The work matters urgently. Mental health crises don't wait for convenient moments, which is precisely why the ADAMHS Board and the Montgomery County Prevention Coalition have made it their mission to strip away barriers to care. Colleen Oakes, director of communications and strategic initiatives at ADAMHS, frames it simply: the more people talk about mental health, the more comfortable they become seeking treatment. It's a philosophy backed by measurable results.
The numbers tell a striking story. Between 2024 and 2025, Montgomery County saw a 19% decrease in suicide deaths, with the count dropping from 93 deaths in 2024 to 75 in 2025. That decline didn't happen by accident. It's tied directly to expanded access to resources like 988, the national suicide and crisis lifeline, which has become a lifeline in the truest sense. "About 80 to 90 percent of those calls are resolved over the phone, but we do have a mobile unit here locally that if the call is not able to get resolved over the phone, they can dispatch our mobile unit to you for support," Oakes explained.
Recognizing warning signs is crucial for friends and family members who want to help. Oakes points to subtle but significant shifts in behavior: when someone stops participating in activities they once enjoyed, or begins withdrawing from friends and family members they typically spend time with. These aren't dramatic moments—they're quiet departures from baseline, easy to miss if you're not paying attention, and yet deeply revealing.

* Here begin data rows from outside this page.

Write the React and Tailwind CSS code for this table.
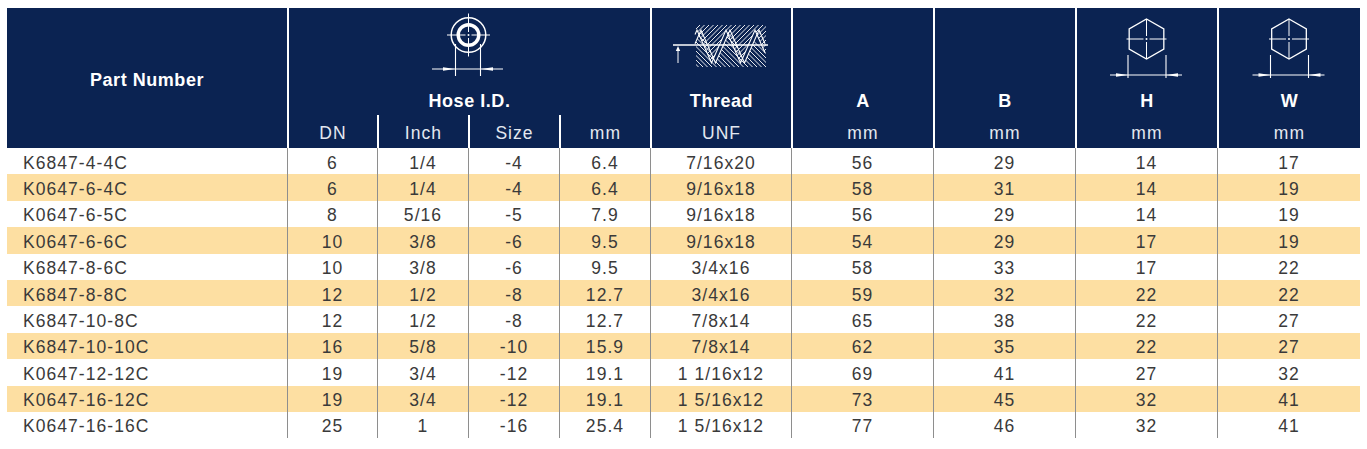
import React from "react";

const rows = [
  ["K6847-4-4C", "6", "1/4", "-4", "6.4", "7/16x20", "56", "29", "14", "17"],
  ["K0647-6-4C", "6", "1/4", "-4", "6.4", "9/16x18", "58", "31", "14", "19"],
  ["K0647-6-5C", "8", "5/16", "-5", "7.9", "9/16x18", "56", "29", "14", "19"],
  ["K0647-6-6C", "10", "3/8", "-6", "9.5", "9/16x18", "54", "29", "17", "19"],
  ["K6847-8-6C", "10", "3/8", "-6", "9.5", "3/4x16", "58", "33", "17", "22"],
  ["K6847-8-8C", "12", "1/2", "-8", "12.7", "3/4x16", "59", "32", "22", "22"],
  ["K6847-10-8C", "12", "1/2", "-8", "12.7", "7/8x14", "65", "38", "22", "27"],
  ["K6847-10-10C", "16", "5/8", "-10", "15.9", "7/8x14", "62", "35", "22", "27"],
  ["K0647-12-12C", "19", "3/4", "-12", "19.1", "1 1/16x12", "69", "41", "27", "32"],
  ["K0647-16-12C", "19", "3/4", "-12", "19.1", "1 5/16x12", "73", "45", "32", "41"],
  ["K0647-16-16C", "25", "1", "-16", "25.4", "1 5/16x12", "77", "46", "32", "41"],
];

const widths = ["w-[90px]", "w-[91px]", "w-[91px]", "w-[91px]", "w-[141px]", "w-[142px]", "w-[142px]", "w-[142px]", "w-[143px]"];

function HoseIcon() {
  const cx = 468.5;
  const cy = 35;
  return (
    <svg width="361" height="77" viewBox="289 8 361 77" className="block">
      <g stroke="white" fill="none">
        <circle cx={cx} cy={cy} r="17.3" strokeWidth="1.5" />
        <circle cx={cx} cy={cy} r="10.3" strokeWidth="3.4" />
        <line x1={cx - 21.5} y1={cy} x2={cx - 3} y2={cy} strokeWidth="1" />
        <line x1={cx + 3} y1={cy} x2={cx + 21.5} y2={cy} strokeWidth="1" />
        <line x1={cx} y1={cy - 21.5} x2={cx} y2={cy - 3} strokeWidth="1" />
        <line x1={cx} y1={cy + 3} x2={cx} y2={cy + 21.5} strokeWidth="1" />
        <line x1="455.5" y1="44" x2="455.5" y2="76" strokeWidth="1.1" />
        <line x1="480.5" y1="44" x2="480.5" y2="76" strokeWidth="1.1" />
        <line x1="432" y1="69" x2="503" y2="69" strokeWidth="1.1" />
      </g>
      <circle cx={cx} cy={cy} r="1" fill="white" />
      <polygon points="455,69 443,67.3 443,70.7" fill="white" />
      <polygon points="481,69 493,67.3 493,70.7" fill="white" />
    </svg>
  );
}

function ThreadIcon() {
  const up = [];
  const down = [];
  for (let x = 640; x <= 780; x += 4.5) {
    up.push(<line key={"u" + x} x1={x} y1="67" x2={x + 42} y2="25" />);
    down.push(<line key={"d" + x} x1={x - 42} y1="25" x2={x} y2="67" />);
  }
  const z1 = "695,34.5 697,30 711.5,63 726,30 740.5,63 755,30 765,52.8";
  const z2 = "695,43.7 701,30 715.5,63 730,30 744.5,63 759,30 765,43.7";
  return (
    <svg width="139" height="77" viewBox="652 8 139 77" className="block">
      <defs>
        <clipPath id="thrUp">
          <polygon points={"696,25 766,25 766,52.8 765,52.8 755,30 740.5,63 726,30 711.5,63 697,30 696,32.3"} />
        </clipPath>
        <clipPath id="thrDown">
          <polygon points={"696,67 766,67 766,43.7 765,43.7 759,30 744.5,63 730,30 715.5,63 701,30 696,41.4"} />
        </clipPath>
      </defs>
      <g stroke="white" strokeWidth="0.9" clipPath="url(#thrUp)">{up}</g>
      <g stroke="white" strokeWidth="0.9" clipPath="url(#thrDown)">{down}</g>
      <polyline points={z1} stroke="white" strokeWidth="1.1" fill="none" />
      <polyline points={z2} stroke="white" strokeWidth="1.1" fill="none" />
      <line x1="673" y1="45" x2="768" y2="45" stroke="white" strokeWidth="1.3" />
      <line x1="678" y1="49" x2="678" y2="63" stroke="white" strokeWidth="1" />
      <polygon points="678,46 675.8,51 680.2,51" fill="white" />
    </svg>
  );
}

function HexIcon({ x0, w, cx }) {
  const cy = 39;
  const R = 20;
  const dx = R * 0.866;
  const pts = [
    [cx, cy - R],
    [cx + dx, cy - R / 2],
    [cx + dx, cy + R / 2],
    [cx, cy + R],
    [cx - dx, cy + R / 2],
    [cx - dx, cy - R / 2],
  ]
    .map((p) => p.join(","))
    .join(" ");
  const l = cx - 18.5;
  const r = cx + 19.5;
  return (
    <svg width={w} height="77" viewBox={`${x0} 8 ${w} 77`} className="block">
      <g stroke="white" fill="none">
        <polygon points={pts} strokeWidth="1.3" />
        <line x1={cx - 20} y1={cy} x2={cx - 3} y2={cy} strokeWidth="1" />
        <line x1={cx + 3} y1={cy} x2={cx + 20} y2={cy} strokeWidth="1" />
        <line x1={cx} y1={cy - R} x2={cx} y2={cy - 3} strokeWidth="1" />
        <line x1={cx} y1={cy + 3} x2={cx} y2={cy + R} strokeWidth="1" />
        <line x1={l} y1="55" x2={l} y2="78" strokeWidth="1.1" />
        <line x1={r} y1="55" x2={r} y2="78" strokeWidth="1.1" />
        <line x1={cx - 36.5} y1="75" x2={cx + 35.5} y2="75" strokeWidth="1.1" />
      </g>
      <circle cx={cx} cy={cy} r="1" fill="white" />
      <polygon points={`${l},75 ${l - 12},73.3 ${l - 12},76.7`} fill="white" />
      <polygon points={`${r},75 ${r + 12},73.3 ${r + 12},76.7`} fill="white" />
    </svg>
  );
}

function HeadCol({ width, icon, label, unit }) {
  return (
    <div className={`${width} border-l-2 border-white flex flex-col`}>
      <div className="h-[77px]">{icon}</div>
      <div className="h-[30px] pt-[2px] flex items-center justify-center font-bold text-[18px] tracking-[0.03em] text-white">
        {label}
      </div>
      <div className="h-[33px] pt-[3px] flex items-center justify-center text-[17.5px] tracking-[0.06em] text-[#e4e8f0]">
        {unit}
      </div>
    </div>
  );
}

export default function App() {
  return (
    <div className="w-[1367px] h-[449px] bg-white font-['Liberation_Sans',Arial,Helvetica,sans-serif]">
      <div className="pt-[8px] pl-[7px]">
        <div className="w-[1353px]">
          {/* Header */}
          <div className="flex h-[140px] bg-[#0b2352] text-white">
            <div className="w-[280px] pt-[4px] flex items-center justify-center font-bold text-[18px] tracking-[0.03em]">
              Part Number
            </div>
            <div className="w-[363px] border-l-2 border-white flex flex-col">
              <div className="h-[77px]">
                <HoseIcon />
              </div>
              <div className="h-[30px] pt-[2px] flex items-center justify-center font-bold text-[18px] tracking-[0.03em]">
                Hose I.D.
              </div>
              <div className="h-[33px] pt-[3px] flex text-[17.5px] tracking-[0.06em] text-[#e4e8f0]">
                <div className="w-[88px] flex items-center justify-center">DN</div>
                <div className="w-[91px] -mt-[3px] pt-[3px] border-l-2 border-white flex items-center justify-center">Inch</div>
                <div className="w-[91px] -mt-[3px] pt-[3px] border-l-2 border-white flex items-center justify-center">Size</div>
                <div className="w-[91px] -mt-[3px] pt-[3px] border-l-2 border-white flex items-center justify-center">mm</div>
              </div>
            </div>
            <HeadCol width="w-[141px]" icon={<ThreadIcon />} label="Thread" unit="UNF" />
            <HeadCol width="w-[142px]" icon={null} label="A" unit="mm" />
            <HeadCol width="w-[142px]" icon={null} label="B" unit="mm" />
            <HeadCol width="w-[142px]" icon={<HexIcon x0={1077} w={140} cx={1146.5} />} label="H" unit="mm" />
            <HeadCol width="w-[143px]" icon={<HexIcon x0={1219} w={141} cx={1289} />} label="W" unit="mm" />
          </div>
          {/* Body */}
          <div className="text-[17.5px] tracking-[0.06em] text-[#3a3a3a]">
            {rows.map((row, i) => (
              <div
                key={i}
                className={`flex h-[26.4px] ${i % 2 === 1 ? "bg-[#fddfa2]" : "bg-white"}`}
              >
                <div className="w-[280px] pl-[16px] pt-[3px] flex items-center">{row[0]}</div>
                {row.slice(1).map((v, j) => (
                  <div
                    key={j}
                    className={`${widths[j]} border-l border-[#8e8e8e] pt-[3px] flex items-center justify-center`}
                  >
                    {v}
                  </div>
                ))}
              </div>
            ))}
          </div>
        </div>
      </div>
    </div>
  );
}
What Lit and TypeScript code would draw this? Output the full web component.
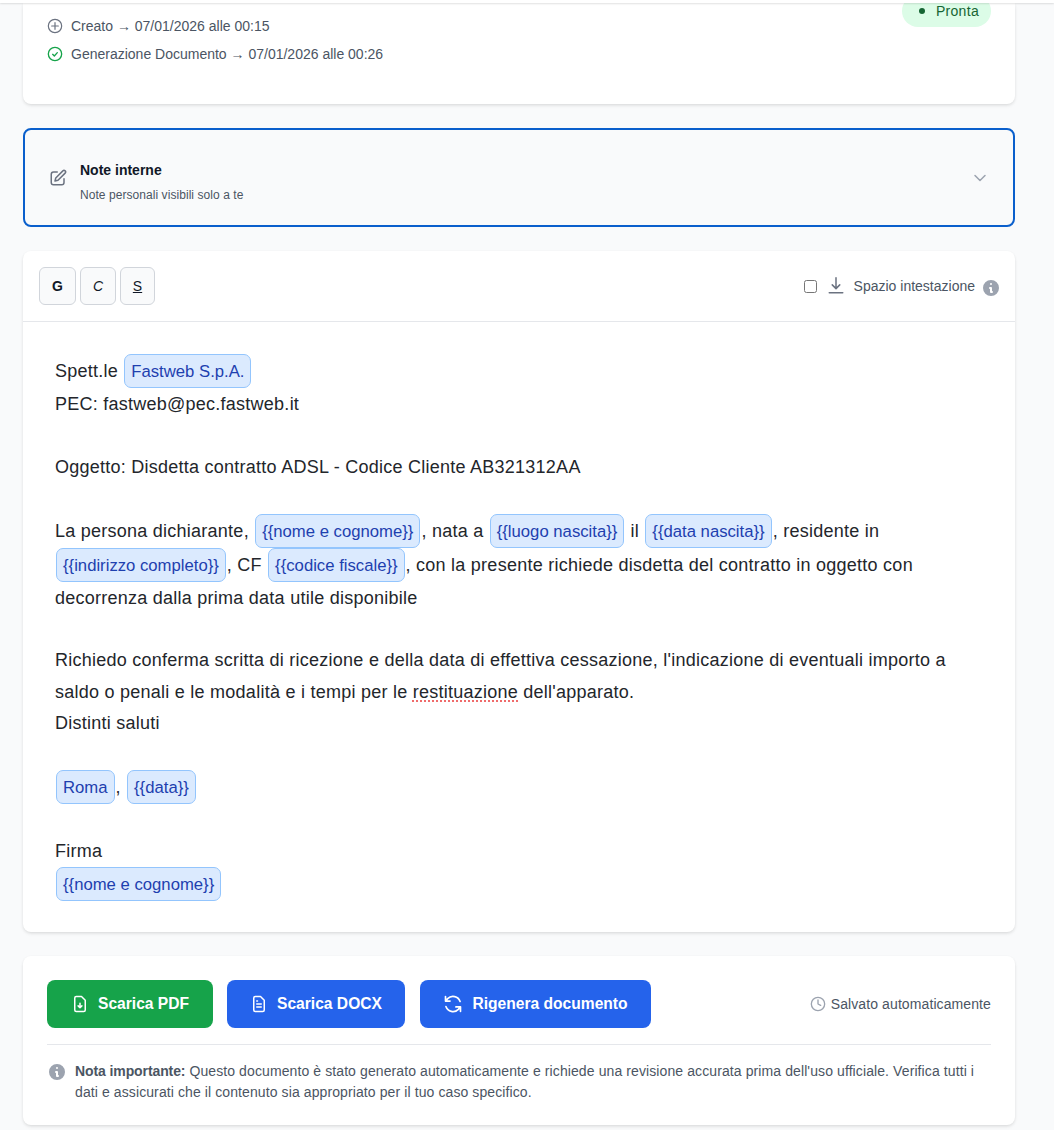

The Montgomery County Prevention Coalition has been particularly creative in meeting people halfway. Those five community murals with embedded QR codes represent a blend of art and accessibility. They're impossible to ignore and impossible to dismiss as clinical or institutional. They're invitations, placed where people already walk and gather, designed to make seeking help feel like a natural part of community life rather than an exceptional act of desperation.
This May, the ADAMHS Board launched its own campaign with a direct message: "Stigma is Out of Style." It's a phrase that captures the essential shift happening in Montgomery County—from hushed shame to open conversation, from siloed services to integrated community support. The murals, the 988 line, the mobile crisis units, the awareness month itself—they all work together to signal the same thing: you're not alone, and help is real.
For residents struggling or watching loved ones struggle, the resources are there. A visit to the Montgomery County Prevention Coalition's website connects people to the full spectrum of local support. In an age when mental health disorders remain among the leading causes of suffering, and suicide correlates directly with untreated illness, having a coherent system of care—visible, accessible, and human—isn't just nice. It's life-saving.